Hard to believe, but it’s been 14 years since Gina Prince-Bythewood wrote and directed the charming romance drama “Love & Basketball,” which earned classic status with black audiences now approaching their early 40s.
Her latest, “Beyond the Lights,” will likely have the same impact on the Instagram generation and hopefully, it won’t be another 14 years before Prince-Bythewood does another romance film as she provides a distinct and needed voice in the genre.
All her life, Noni has been drilled by her mother, Macy Jean (Minnie Driver), to be the best. Second place is top loser and Macy will do everything in her power to ensure Noni is a success.
Fast forward a few years and now the adult Noni (Gugu Mbatha-Raw) is on the cusp of pop superstardom backed by sexier dance moves than Rihanna and a wardrobe that would make Nicki Minaj blush. She’s dating her rapper collaborator Kid Culprit (Richard Colson Baker aka rapper Machine Gun Kelly) and fans are highly-anticipating her debut album.
But the adoration and celebrity proves unsatisfying so she’s ready to end it all by leaping from a hotel balcony. Fortunately, Kaz (Nate Parker, “Non-Stop”), her police escort for the night, intervenes and saves her.
They’re both instantly captivated with each other and despite their differences. Kaz’s father (Danny Glover, “Rage”) thinks his association with a pop starlet will damage Kaz’s chances of being a city councilman and Macy considers Kaz an untimely distraction. But true love/lust/infatuation wins out and the two start an unlikely relationship.
Noni isn’t exactly the most relatable character. Few get chauffeured around in a limo and have their own private plane, but as the film unfolds, Mbatha-Raw provides an insightful vulnerability to Noni that reinforces the notion that the carefully constructed image and fame don’t lead to fulfillment — hardly a new sentiment, but here it feels less preachy.
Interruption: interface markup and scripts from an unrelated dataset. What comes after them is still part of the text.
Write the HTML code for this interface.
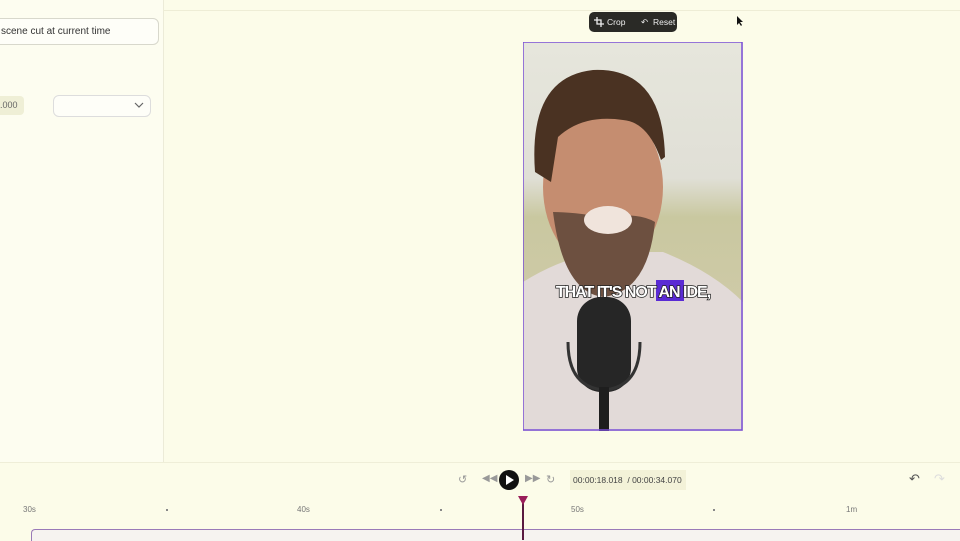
<!DOCTYPE html>
<html><head><style>
body{margin:0;width:960px;height:540px;overflow:hidden;background:#fcfce9;font-family:"Liberation Sans",sans-serif;position:relative}
.a{position:absolute}
</style></head><body>
<div class="a" style="left:0;top:0;width:163px;height:462px;background:#fdfdf0;border-right:1px solid #ecebd8"></div>
<div class="a" style="left:163px;top:10px;width:797px;height:1px;background:#eeedd6"></div>
<div class="a" style="left:-10px;top:18px;width:167px;height:25px;border:1px solid #d8d8cc;border-radius:6px;background:#fefef8;font-size:10px;line-height:25px;color:#333;text-indent:10px">scene cut at current time</div>
<div class="a" style="left:0;top:96px;width:24px;height:19px;background:#efefd6;border-radius:0 4px 4px 0;font-size:9px;line-height:19px;color:#666">.000</div>
<div class="a" style="left:53px;top:95px;width:96px;height:20px;border:1px solid #ddd;border-radius:6px;background:#fefef8"></div>
<svg class="a" style="left:134px;top:101px" width="10" height="8"><path d="M1 2 L5 6 L9 2" stroke="#666" fill="none" stroke-width="1.2"/></svg>
<div class="a" style="left:589px;top:12px;width:88px;height:20px;background:#2a2a26;border-radius:5px;color:#eee;font-size:8.5px;line-height:20px">
<svg class="a" style="left:5px;top:5px" width="10" height="10"><path d="M3 0 V7 H10 M0 3 H7 V10" stroke="#eee" fill="none" stroke-width="1.3"/></svg><span class="a" style="left:18px">Crop</span><span class="a" style="left:52px">↶</span><span class="a" style="left:64px">Reset</span></div>
<svg class="a" style="left:736px;top:15px" width="8" height="12"><path d="M1 1 L1 10 L3 8 L5 11 L6 10 L4 7 L7 7 Z" fill="#111"/></svg>
<svg class="a" style="left:523px;top:42px" width="220" height="389" viewBox="0 0 220 389">
<defs><linearGradient id="bg" x1="0" y1="0" x2="0" y2="1"><stop offset="0" stop-color="#e6e6dc"/><stop offset=".35" stop-color="#e0dfd6"/><stop offset=".45" stop-color="#c9c8a0"/><stop offset=".7" stop-color="#cfcaa8"/><stop offset="1" stop-color="#d8d2c4"/></linearGradient></defs>
<rect width="220" height="389" fill="url(#bg)"/>
<path d="M0 240 Q40 215 80 210 L140 210 Q190 230 220 260 L220 389 L0 389Z" fill="#e2dad8"/>
<ellipse cx="80" cy="145" rx="60" ry="82" fill="#c58d70"/>
<path d="M12 130 Q5 35 70 28 Q140 25 142 115 L138 118 Q125 80 100 78 Q60 72 35 95 L28 140Z" fill="#4a3222"/>
<path d="M30 170 Q40 250 80 255 Q125 250 132 180 Q115 170 80 175 Q50 170 30 170Z" fill="#6d5040"/>
<ellipse cx="85" cy="178" rx="24" ry="14" fill="#f0e4dc"/>
<rect x="54" y="255" width="54" height="95" rx="24" fill="#262626"/>
<path d="M45 300 Q45 345 81 348 Q117 345 117 300" stroke="#333" stroke-width="3" fill="none"/>
<rect x="76" y="345" width="10" height="44" fill="#1e1e1e"/>
<rect x="0" y="0" width="219" height="388" fill="none" stroke="#7a4fd6" stroke-width="1.5"/>
<rect x="133" y="238" width="28" height="21" fill="#5a2bd4"/>
<text x="110" y="255" text-anchor="middle" font-family="Liberation Sans" font-weight="bold" font-size="16" fill="#fff" letter-spacing="-1" style="paint-order:stroke" stroke="#222" stroke-width="1.5">THAT IT'S NOT AN IDE,</text>
</svg>
<div class="a" style="left:0;top:462px;width:960px;height:1px;background:#efeed8"></div>
<span class="a" style="left:458px;top:473px;font-size:11px;color:#999">↺</span>
<span class="a" style="left:482px;top:473px;font-size:10px;color:#999">◀◀</span>
<div class="a" style="left:499px;top:470px;width:20px;height:20px;border-radius:50%;background:#111"></div>
<svg class="a" style="left:505px;top:475px" width="10" height="10"><path d="M1 0 L9 5 L1 10Z" fill="#fff"/></svg>
<span class="a" style="left:525px;top:473px;font-size:10px;color:#999">▶▶</span>
<span class="a" style="left:546px;top:473px;font-size:11px;color:#999">↻</span>
<div class="a" style="left:570px;top:470px;width:116px;height:20px;background:#f3f2d8;font-size:8.5px;line-height:20px;color:#444;text-indent:3px">00:00:18.018 &nbsp;/ 00:00:34.070</div>
<span class="a" style="left:909px;top:471px;font-size:13px;color:#555">↶</span>
<span class="a" style="left:934px;top:471px;font-size:13px;color:#ddd">↷</span>
<span class="a" style="left:23px;top:505px;font-size:8px;color:#777">30s</span>
<span class="a" style="left:297px;top:505px;font-size:8px;color:#777">40s</span>
<span class="a" style="left:571px;top:505px;font-size:8px;color:#777">50s</span>
<span class="a" style="left:846px;top:505px;font-size:8px;color:#777">1m</span>
<div class="a" style="left:166px;top:509px;width:2px;height:2px;background:#888"></div>
<div class="a" style="left:440px;top:509px;width:2px;height:2px;background:#888"></div>
<div class="a" style="left:713px;top:509px;width:2px;height:2px;background:#888"></div>
<div class="a" style="left:31px;top:529px;width:929px;height:11px;border-top:1.5px solid #9a7ab8;border-left:1px solid #9a7ab8;border-radius:4px 0 0 0;background:#f6f3f0"></div>
<div class="a" style="left:522px;top:500px;width:2px;height:40px;background:#5a1a40"></div>
<svg class="a" style="left:518px;top:496px" width="10" height="10"><path d="M0 0 L10 0 L5 9Z" fill="#9a1e5a"/></svg>
</body></html>
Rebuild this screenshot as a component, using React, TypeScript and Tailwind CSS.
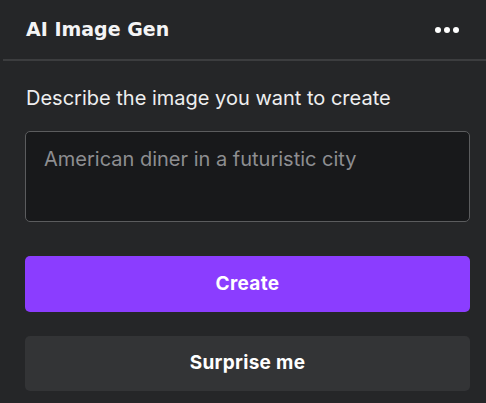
import React from "react";

export default function App() {
  return (
    <div className="h-[403px] w-[486px] overflow-hidden bg-[#252628] font-['Inter',sans-serif] text-white">
      <div className="flex h-[59px] items-center justify-between pl-[26px] pr-[27px]">
        <h1 className="font-['DejaVu_Sans',sans-serif] text-[19px] font-bold text-[#f4f4f5]">AI Image Gen</h1>
        <div className="flex gap-[3px]">
          <span className="h-[6px] w-[6px] rounded-full bg-white" />
          <span className="h-[6px] w-[6px] rounded-full bg-white" />
          <span className="h-[6px] w-[6px] rounded-full bg-white" />
        </div>
      </div>
      <div className="ml-[3px] h-[2px] bg-[#3c3d3f]" />
      <div className="pl-[25px] pr-[16px] pt-[24px]">
        <p className="pl-[1px] text-[20px] leading-[26px] text-[#eeeeef]">Describe the image you want to create</p>
        <div className="mt-[20px] h-[91px] rounded-[5px] border border-[#5b5c5e] bg-[#18191b] px-[18px] pt-[14px] text-[20px] leading-[26px] text-[#8d8e91]">
          American diner in a futuristic city
        </div>
        <button className="mt-[34px] flex h-[56px] w-full items-center justify-center rounded-[5px] bg-[#8b3dff] text-[19px] font-bold tracking-[0.3px] text-white">
          Create
        </button>
        <button className="mt-[24px] flex h-[55px] w-full items-center justify-center rounded-[5px] bg-[#333436] text-[19px] font-bold tracking-[0.3px] text-white">
          Surprise me
        </button>
      </div>
    </div>
  );
}
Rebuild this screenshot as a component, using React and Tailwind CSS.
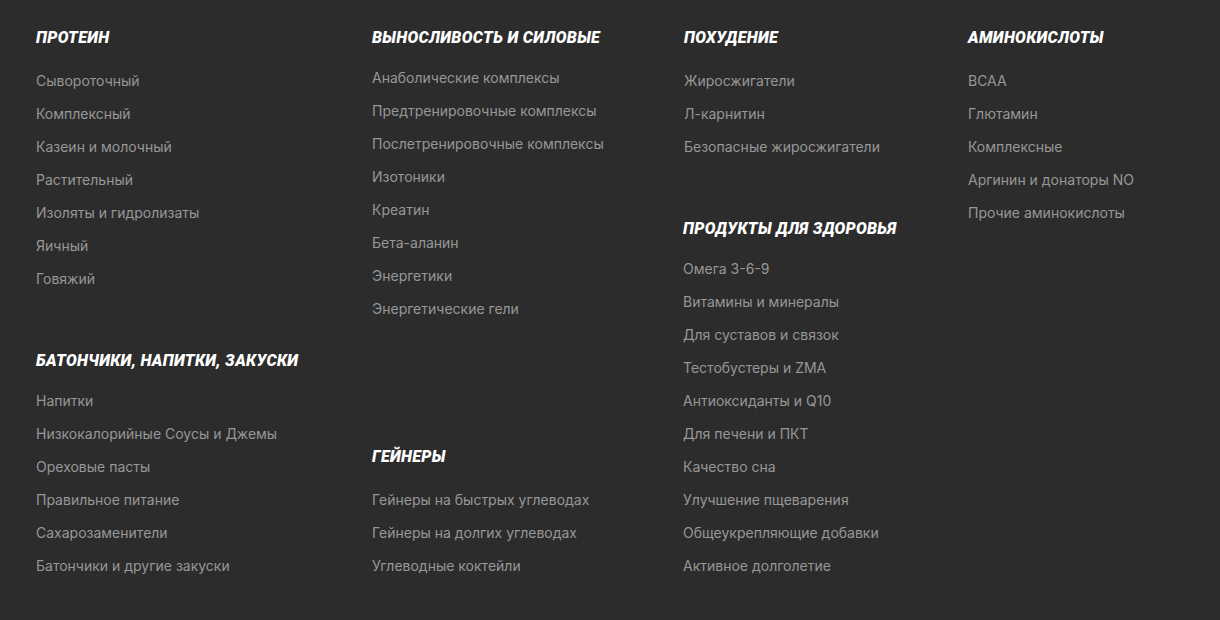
// Catalog footer menu: four columns of categories

const headFont = { fontFamily: 'Roboto, "Noto Sans", sans-serif' };

function Section({ title, items, className = '', gap = 'mt-[23px]' }) {
  return (
    <div className={className}>
      <h3
        className="pt-px text-[16px] leading-5 font-black italic uppercase text-white tracking-[0.02em]"
        style={headFont}
      >
        {title}
      </h3>
      <ul className={`${gap} flex flex-col gap-[13px]`}>
        {items.map((it) => (
          <li key={it} className="text-[14px] leading-5 text-[#979797]">
            <a href="#" className="hover:text-white">{it}</a>
          </li>
        ))}
      </ul>
    </div>
  );
}

export default function App() {
  return (
    <div
      className="w-full h-[620px] bg-[#2c2c2c] pl-9 pt-[27px] flex items-start"
      style={{ fontFamily: 'Inter, "Noto Sans", sans-serif' }}
    >
      <div className="w-[336px] flex flex-col">
        <Section
          title="Протеин"
          items={['Сывороточный', 'Комплексный', 'Казеин и молочный', 'Растительный', 'Изоляты и гидролизаты', 'Яичный', 'Говяжий']}
        />
        <Section
          className="mt-[61px]"
          title="Батончики, напитки, закуски"
          gap="mt-[20px]"
          items={['Напитки', 'Низкокалорийные Соусы и Джемы', 'Ореховые пасты', 'Правильное питание', 'Сахарозаменители', 'Батончики и другие закуски']}
        />
      </div>

      <div className="w-[312px] flex flex-col">
        <Section
          title="Выносливость и силовые"
          gap="mt-[20px]"
          items={['Анаболические комплексы', 'Предтренировочные комплексы', 'Послетренировочные комплексы', 'Изотоники', 'Креатин', 'Бета-аланин', 'Энергетики', 'Энергетические гели']}
        />
        <Section
          className="mt-[127px]"
          title="Гейнеры"
          items={['Гейнеры на быстрых углеводах', 'Гейнеры на долгих углеводах', 'Углеводные коктейли']}
        />
      </div>

      <div className="w-[284px] flex flex-col">
        <Section
          title="Похудение"
          items={['Жиросжигатели', 'Л-карнитин', 'Безопасные жиросжигатели']}
        />
        <Section
          className="mt-[61px] -ml-px"
          title="Продукты для здоровья"
          gap="mt-[20px]"
          items={['Омега 3-6-9', 'Витамины и минералы', 'Для суставов и связок', 'Тестобустеры и ZMA', 'Антиоксиданты и Q10', 'Для печени и ПКТ', 'Качество сна', 'Улучшение пщеварения', 'Общеукрепляющие добавки', 'Активное долголетие']}
        />
      </div>

      <div className="flex flex-col">
        <Section
          title="Аминокислоты"
          items={['BCAA', 'Глютамин', 'Комплексные', 'Аргинин и донаторы NO', 'Прочие аминокислоты']}
        />
      </div>
    </div>
  );
}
Prince-Bythewood’s script doesn’t dabble in clichés so the characters behave more sensibly and authentic. While you may not agree with all of their choices, they don’t feel artificially crafted to manufacture the typical romance drama moments. Another noteworthy aspect of the film is how it features black characters, but is largely colorblind in its storytelling.
Like she did with “L&B” with Omar Epps and Sanaa Lathan, Prince-Bythewood casts two on the rise stars in Parker and Mbatha-Raw. The two have an intensely believable chemistry.
Fresh off of rave reviews from her starring role in “Belle,” Mbatha-Raw delivers another attention-worthy performance as the conflicted diva fighting for her identity against the machine content to make her the next sex object with a voice. Parker again proves he’s ready to step into leading man category for more than just his chiseled chest. He has that “It Factor” that’s going to make him a major force in the next decade. And as you’d expect, Driver and Glover are solid in their supporting roles.
There are only a few stumbles with the film. The subplot involving Kaz’s political aspirations feels unnecessary. Kaz simply being a cop trying to make a difference is enough of a culture clash from Noni’s world and whenever that subplot takes the forefront, the film loses a little momentum.
For those moviegoers seeking a more fulfilling romance drama than the annual Nicholas Sparks adaptation, “Beyond the Lights” proves a welcome alternative that deserves its moment in the spotlight.